== The exercise ==
Find each line with "components" and copy it.

Records excerpted from a collection
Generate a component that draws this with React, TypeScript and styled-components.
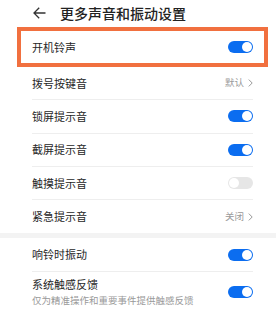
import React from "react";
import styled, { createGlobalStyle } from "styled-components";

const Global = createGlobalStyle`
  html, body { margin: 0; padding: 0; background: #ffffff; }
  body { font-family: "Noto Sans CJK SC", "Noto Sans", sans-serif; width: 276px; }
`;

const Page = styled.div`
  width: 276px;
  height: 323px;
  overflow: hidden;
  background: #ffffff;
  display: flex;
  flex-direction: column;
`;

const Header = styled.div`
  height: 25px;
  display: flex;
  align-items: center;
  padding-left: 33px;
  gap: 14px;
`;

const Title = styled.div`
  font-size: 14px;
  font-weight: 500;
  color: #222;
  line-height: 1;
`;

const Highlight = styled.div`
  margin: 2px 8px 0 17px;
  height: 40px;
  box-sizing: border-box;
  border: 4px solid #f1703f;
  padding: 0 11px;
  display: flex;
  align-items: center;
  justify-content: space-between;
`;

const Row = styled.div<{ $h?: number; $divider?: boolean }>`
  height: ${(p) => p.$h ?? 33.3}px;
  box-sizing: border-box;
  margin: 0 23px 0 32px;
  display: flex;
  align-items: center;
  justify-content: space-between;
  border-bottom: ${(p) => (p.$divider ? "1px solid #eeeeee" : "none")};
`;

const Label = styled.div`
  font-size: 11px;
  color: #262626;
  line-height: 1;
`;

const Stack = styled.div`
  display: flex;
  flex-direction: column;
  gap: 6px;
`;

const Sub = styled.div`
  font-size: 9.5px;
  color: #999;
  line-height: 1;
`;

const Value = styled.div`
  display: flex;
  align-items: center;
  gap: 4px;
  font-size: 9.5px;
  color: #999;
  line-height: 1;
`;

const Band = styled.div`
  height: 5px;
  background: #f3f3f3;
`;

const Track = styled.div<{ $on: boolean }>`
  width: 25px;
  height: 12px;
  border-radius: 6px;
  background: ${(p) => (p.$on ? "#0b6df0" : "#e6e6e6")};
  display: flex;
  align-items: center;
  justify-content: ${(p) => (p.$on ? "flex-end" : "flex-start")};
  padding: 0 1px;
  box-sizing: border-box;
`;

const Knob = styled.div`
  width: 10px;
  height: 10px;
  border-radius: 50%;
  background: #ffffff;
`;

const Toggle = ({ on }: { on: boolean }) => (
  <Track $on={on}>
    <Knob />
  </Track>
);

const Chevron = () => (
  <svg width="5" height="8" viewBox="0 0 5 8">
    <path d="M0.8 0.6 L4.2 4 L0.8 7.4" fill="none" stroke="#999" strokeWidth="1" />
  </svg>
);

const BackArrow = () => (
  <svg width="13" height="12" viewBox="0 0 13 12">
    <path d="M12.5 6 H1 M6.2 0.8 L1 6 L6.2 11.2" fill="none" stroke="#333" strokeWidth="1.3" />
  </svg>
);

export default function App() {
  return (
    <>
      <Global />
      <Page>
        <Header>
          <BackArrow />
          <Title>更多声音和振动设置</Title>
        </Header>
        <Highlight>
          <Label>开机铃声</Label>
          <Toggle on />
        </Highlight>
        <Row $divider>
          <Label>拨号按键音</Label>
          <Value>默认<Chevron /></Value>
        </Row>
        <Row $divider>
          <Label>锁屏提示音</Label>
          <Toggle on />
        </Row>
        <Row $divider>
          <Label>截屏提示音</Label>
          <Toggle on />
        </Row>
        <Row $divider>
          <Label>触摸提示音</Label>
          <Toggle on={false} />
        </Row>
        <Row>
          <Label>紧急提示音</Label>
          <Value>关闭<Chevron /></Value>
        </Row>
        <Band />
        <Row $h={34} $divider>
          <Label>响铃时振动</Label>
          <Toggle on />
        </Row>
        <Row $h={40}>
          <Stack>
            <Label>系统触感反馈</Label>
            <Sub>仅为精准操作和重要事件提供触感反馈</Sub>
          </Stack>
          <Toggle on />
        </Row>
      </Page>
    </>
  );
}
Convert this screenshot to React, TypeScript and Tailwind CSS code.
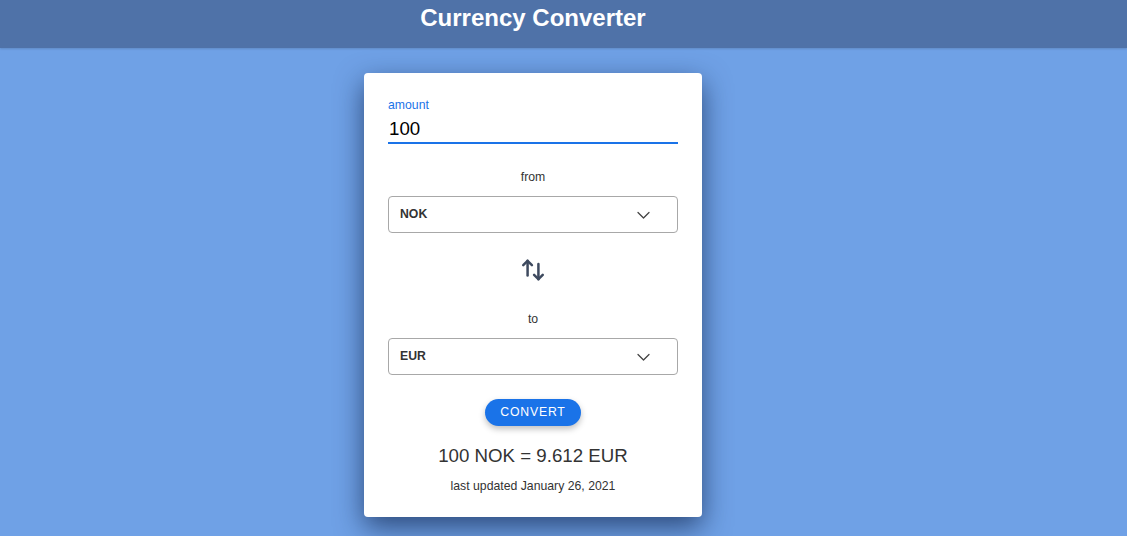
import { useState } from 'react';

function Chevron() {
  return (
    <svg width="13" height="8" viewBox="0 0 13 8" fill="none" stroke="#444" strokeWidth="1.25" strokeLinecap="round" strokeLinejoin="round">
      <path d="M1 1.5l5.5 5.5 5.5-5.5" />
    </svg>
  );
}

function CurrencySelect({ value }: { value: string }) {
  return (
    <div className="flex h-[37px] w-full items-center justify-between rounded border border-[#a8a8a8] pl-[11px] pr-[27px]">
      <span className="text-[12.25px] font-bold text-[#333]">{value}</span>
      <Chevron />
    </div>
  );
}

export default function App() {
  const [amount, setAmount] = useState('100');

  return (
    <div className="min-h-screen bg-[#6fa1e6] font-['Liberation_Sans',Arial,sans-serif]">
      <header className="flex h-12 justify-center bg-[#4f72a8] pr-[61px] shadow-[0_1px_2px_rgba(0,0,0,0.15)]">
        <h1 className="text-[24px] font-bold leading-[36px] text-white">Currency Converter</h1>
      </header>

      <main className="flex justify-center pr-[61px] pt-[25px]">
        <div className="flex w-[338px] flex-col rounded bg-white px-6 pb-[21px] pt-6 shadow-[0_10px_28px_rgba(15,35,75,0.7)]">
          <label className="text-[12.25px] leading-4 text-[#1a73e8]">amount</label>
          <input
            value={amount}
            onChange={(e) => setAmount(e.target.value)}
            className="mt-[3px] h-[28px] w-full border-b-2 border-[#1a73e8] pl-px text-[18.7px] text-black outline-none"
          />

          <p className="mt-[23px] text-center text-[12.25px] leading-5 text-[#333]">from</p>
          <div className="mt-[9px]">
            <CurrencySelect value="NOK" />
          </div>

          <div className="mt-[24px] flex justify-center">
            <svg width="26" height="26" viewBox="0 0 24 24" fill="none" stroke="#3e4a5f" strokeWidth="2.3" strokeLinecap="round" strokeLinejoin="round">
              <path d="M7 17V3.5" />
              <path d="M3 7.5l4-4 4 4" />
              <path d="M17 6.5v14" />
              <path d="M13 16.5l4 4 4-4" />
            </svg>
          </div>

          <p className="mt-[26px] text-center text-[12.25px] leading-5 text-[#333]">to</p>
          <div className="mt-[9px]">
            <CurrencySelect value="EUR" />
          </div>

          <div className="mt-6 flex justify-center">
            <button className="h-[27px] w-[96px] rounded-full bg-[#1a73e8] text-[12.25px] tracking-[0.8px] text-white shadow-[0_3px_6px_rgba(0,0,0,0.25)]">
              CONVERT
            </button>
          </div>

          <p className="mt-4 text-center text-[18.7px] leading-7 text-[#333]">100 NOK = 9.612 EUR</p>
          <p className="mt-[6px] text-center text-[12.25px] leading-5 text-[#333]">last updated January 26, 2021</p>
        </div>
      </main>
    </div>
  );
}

== Answer ==
Generate a component that draws this with React, TypeScript and styled-components.
import styled, { createGlobalStyle } from "styled-components";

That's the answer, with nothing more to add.